Gates told the Senate Armed Services Committee. “I continue to
believe what I told you at the confirmation hearing,” he added,
referring to last month’s hearings on his nomination, “that any kind
of military action inside Iran itself would be a very last resort.”
Ms. Rice’s comments came just a day after the new
chairman of the Senate Foreign Relations Committee, Senator Joseph
R. Biden Jr., Democrat of Delaware, issued a sharp warning to the
administration about the recent raids against Iranians in Iraq,
including one in Erbil early Thursday.
He said the vote to authorize the president to
order the use of force to topple Saddam Hussein was not a vehicle
for mounting attacks in Iran, even to pursue cells or networks
assisting insurgents or sectarian militias. “I just want the record
to show — and I would like to have a legal response from the State
Department if they think they have authority to pursue networks or
anything else across the border into Iran and Iraq — that will
generate a constitutional confrontation here in the Senate, I
predict to you,” Mr. Biden said.
In the view of American officials, Iran is
engaged in a policy of “managed chaos” in Iraq. Its presumed goal,
both policymakers and intelligence officials say, is to raise the
cost to the United States for its intervention in Iraq, in hopes of
teaching Washington a painful lesson about the perils of engaging in
regime change.
Toward this end, American officials charge, Iran
has provided components, including explosives and infrared
triggering devices, for sophisticated roadside bombs that are
designed to penetrate armor. They have also provided training for
several thousand Shiite militia fighters, mostly in Iran. Officials
say the training is carried out by the Iranian Revolutionary Guards
and the Ministry of Intelligence and Security.

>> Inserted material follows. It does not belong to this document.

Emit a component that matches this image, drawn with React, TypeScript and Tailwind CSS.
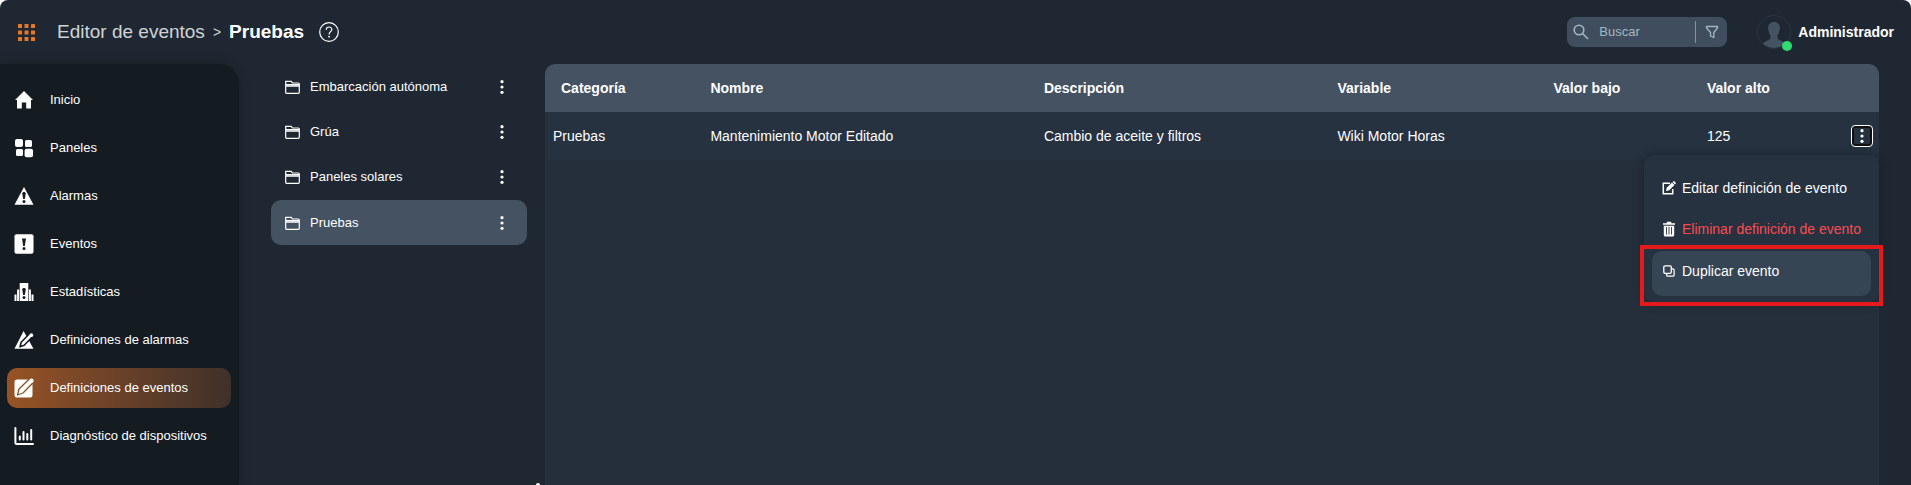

In the interview on Friday, Ms. Rice said, “We
think they are providing help to the militias as well, and maybe
even the more violent element of these militias.”
In addition, American officials say the Iranian
Revolutionary Guard Quds Force is active in Iraq. A senior military
official said last week that one of the Iranians seized in Baghdad
late last month was the No. 3 Quds official. He said American forces
uncovered maps of neighborhoods in Baghdad in which Sunnis could be
evicted, and evidence of involvement in the war during the summer in
Lebanon.
That Iranian official was ordered released, by
Ms. Rice among others, after Iran claimed he had diplomatic status.
This week, American forces in Iraq conducted at
least two raids against suspected Iranian operatives, including the
raid in Erbil. The United States is currently detaining several
individuals with Iranian passports who were picked up in those
raids. The Iranians have said that they were in the process of
establishing a consulate, but American officials said that the Erbil
operation was a liaison office and that the workers there did not
have diplomatic passports.
A defense official said Friday that such raids
would continue. “We are going to be more aggressive,” he said,
referring to the suspected Iranian operatives. “We are going to look
for them and to try to do what we can to get them into custody.”